La saison lyrique se clôture avec un classique du répertoire sur les planches toulousaines : adaptation du premier épisode de la trilogie de Beaumarchais, Le Barbier de Séville de Rossini constitue un des moments forts de l’année, réunissant des habitués de l’œuvre pour la plupart déjà passés par le Théâtre du Capitole ces dernières années et reconnus sur la scène internationale.

Eva Zaïcik (Rosina) et Kévin Amiel (le Comte Almaviva)
© Mirco Magliocca

Dans la mise en scène de Josef Ernst Köpplinger présentée en coproduction avec le Staatstheater am Gärtnerplatz de Munich et le Gran Teatre del Liceu de Barcelone, c’est un simple cactus en pot qui accueille le spectateur au centre de la scène rideau fermé, annonce du motif qui reviendra tout au long de la scénographie – « qui s’y frotte s’y pique » ? Les décors de Johannes Leiacker s’articulent en effet autour d’un unique plateau tournant montrant selon sa position un extérieur des rues de Séville avec un prostíbulo et l’intérieur du Docteur Bartolo.
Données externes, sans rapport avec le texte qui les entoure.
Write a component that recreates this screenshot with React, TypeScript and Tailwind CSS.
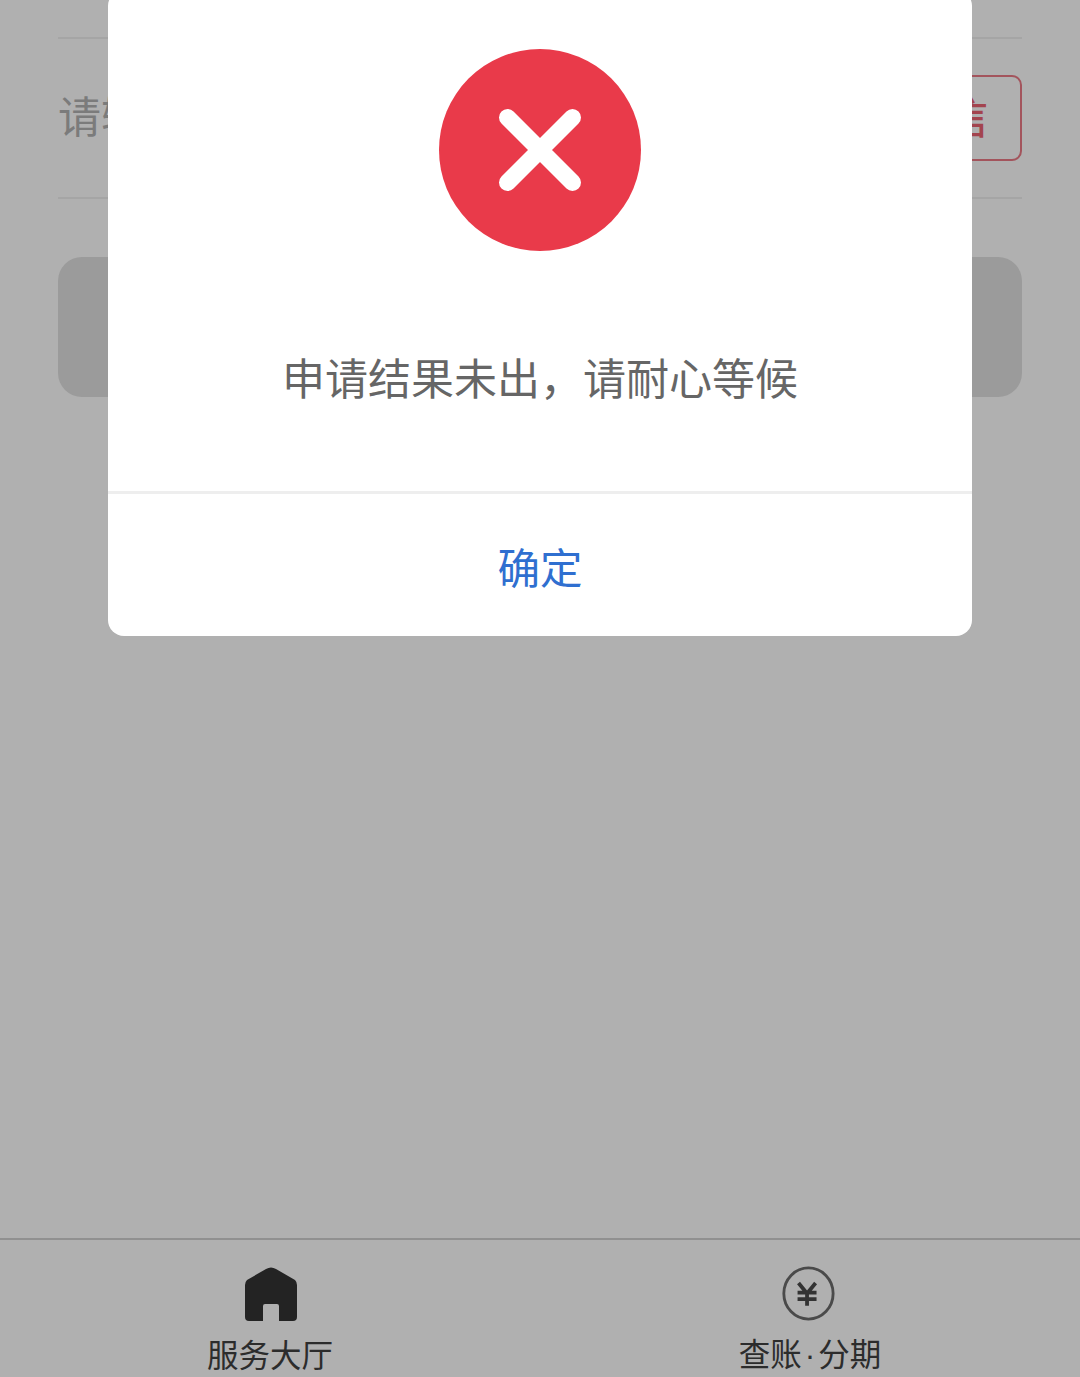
export default function App() {
  const cjk = "font-['Noto_Sans_CJK_SC','Noto_Sans',sans-serif]";
  return (
    <div className={`relative h-[1377px] w-[1080px] overflow-hidden bg-[#b0b0b0] flex flex-col ${cjk}`}>
      <main className="flex-1 px-[58px] pt-[37px]">
        <div className="flex h-[162px] items-center justify-between border-y-2 border-[#a5a5a5]">
          <span className="pb-[8px] text-[43px] leading-none text-[#7b7b7b]">请输入短信验证码</span>
          <button className="flex h-[86px] items-center rounded-[10px] border-2 border-[#a3545c] pl-[34px] pr-[32px] pb-[6px] text-[43px] font-medium leading-none text-[#a3444e]">
            短信
          </button>
        </div>
        <div className="mt-[58px] h-[140px] rounded-[24px] bg-[#9b9b9b]" />
      </main>

      <nav className="flex h-[139px] border-t-2 border-[#909090] text-[#2c2c2c]">
        <div className="flex flex-1 flex-col items-center pt-[26px]">
          <svg className="h-[56px] w-[56px] blur-[0.5px]" viewBox="0 0 56 56" aria-hidden="true">
            <path
              d="M24 3 Q29 0 34 3 L53 14 Q55 16 55 19 V51 Q55 55 51 55 H37 V40 Q37 38 35 38 H23 Q21 38 21 40 V55 H7 Q3 55 3 51 V19 Q3 16 5 14 Z"
              fill="#232323"
            />
          </svg>
          <span className="mt-[9px] text-[31.5px] leading-[44px]">服务大厅</span>
        </div>
        <div className="flex flex-1 flex-col items-center pt-[26px]">
          <svg className="-ml-[4px] h-[58px] w-[58px] blur-[0.5px]" viewBox="0 0 58 58" aria-hidden="true">
            <ellipse cx="29.5" cy="29" rx="26" ry="27" fill="none" stroke="#4a4a4a" strokeWidth="3" />
            <path
              d="M19 18 L28 29 L37 18 M18 28 H38 M18 35 H38 M28 29 V42"
              fill="none"
              stroke="#333333"
              strokeWidth="4"
            />
          </svg>
          <span className="mt-[9px] text-[31.5px] leading-[44px]">
            查账<span className="mx-[3px] font-['Liberation_Sans',sans-serif]">·</span>分期
          </span>
        </div>
      </nav>

      <div className="absolute left-[108px] top-[-10px] flex w-[864px] flex-col rounded-[16px] bg-white">
        <div className="flex h-[504px] flex-col items-center border-b-[3px] border-[#eeeeee] pt-[59px]">
          <svg className="h-[202px] w-[202px]" viewBox="0 0 202 202" aria-hidden="true">
            <circle cx="101" cy="101" r="101" fill="#e93a4a" />
            <path d="M68.5 68.5 L133.5 133.5 M133.5 68.5 L68.5 133.5" stroke="#ffffff" strokeWidth="17" strokeLinecap="round" />
          </svg>
          <p className="mt-[94px] text-[43px] leading-[62px] text-[#666666]">申请结果未出，请耐心等候</p>
        </div>
        <button className="h-[142px] pt-[2px] text-[42.5px] leading-none text-[#2f6fd0]">确定</button>
      </div>
    </div>
  );
}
Le cactus forme l’unique décor mural, symbole de la cage dorée de Rosina dans laquelle il est impossible d'entrer... mais dont il est aussi impossible de sortir.

La mise en scène donne à la pièce un fourmillement constant en parfaite adéquation avec la musique et les longueurs qu’elle comporte. L’argent, moteur de Figaro, coule à flot sur le plateau sous forme de billets et de pots de vin. Aucune chance que le public ne s’ennuie même durant une aria un peu longue, tant les figurants et les détails de mise en scène sont multiples – que ce soit lorsque les personnages se disent systématiquement « hola » ou lorsqu'ils utilisent des tapettes à mouche colorées. Le personnage d'Ambrogio (Frank Berg) est en ce sens représentatif : tant de misères arrivent au pauvre domestique du Docteur, dans une écriture presque digne de la littérature jeunesse, comme par exemple lorsqu’il se fait attaquer à la carotide par son chat-marionnette qu’il envoie valser en coulisse avant de le ramener tenu par la queue dans l’appartement !

Le Barbier de Séville au Théâtre du Capitole
© Mirco Magliocca

L’orchestre en petit effectif est placé à mi-chemin de la fosse et du parterre, lui conférant une sonorité peu habituelle. Dirigé par Attilio Cremonesi, il est applaudi dès la fin de l’ouverture par le public, tant l’entrain est perceptible dans la conduite et le jeu d’ensemble. Bien réglé malgré une couleur parfois un peu sèche, l’échange avec le plateau est complice et fluide.

Florian Sempey propose un Figaro sur tous les fronts : l’hyperactif factotum de Séville, déboulant sur son scooter rouge flanqué d’un complet bleu clair, menaçant les moines de son rasoir et proposant ses services à qui veut bien le payer n’a pour objectif que de s’enrichir. La tenue vocale est exceptionnelle, le baryton faisant exploser sa frénésie sur certains passages, chuchotant machiavéliquement sur d’autres. Toutes les nuances et les articulations y passent. Même lorsqu’il ne chante pas, il intrigue, discute voire singe les déclarations lyriques du Comte, proposant un peu de distanciation vis-à-vis du livret.

Florian Sempey (Figaro) et Kévin Amiel (le Comte Almaviva)
© Mirco Magliocca

Kévin Amiel (le Comte Almaviva) n’est pas en reste mais construit une présence sonore plus progressive, en accord avec le livret. Timide et caché par l’orchestre, il s’impose par sa puissance au fur et à mesure qu’il révèle son amour à Rosina. Multiples cascades et déguisements forgent également une présence scénique qui va au-delà de ce que l’on peut habituellement voir. Eva Zaïcik en Rosina reste plus statique même si impeccable vocalement, sans excès, mais marquant solidement l’opiniâtreté de son personnage, contrastant avec le décor très girly de sa chambre. Dans le rôle de son tuteur (le Docteur Bartolo), Paolo Bordogna s’impose plus difficilement d’un point de vue vocal, moins intelligible et puissant ; il se démarque cependant dans le jeu scénique avec notamment un visage très expressif. Monumental, comme à l’accoutumée, est la basse Roberto Scandiuzzi (Don Basilio) qui, malgré un rôle limité, marque clairement la salle de sa stature avec pourtant une gestuelle laconique. La saison toulousaine se clôt ainsi sur une valeur sûre, avec des artistes brillants et une production revigorante.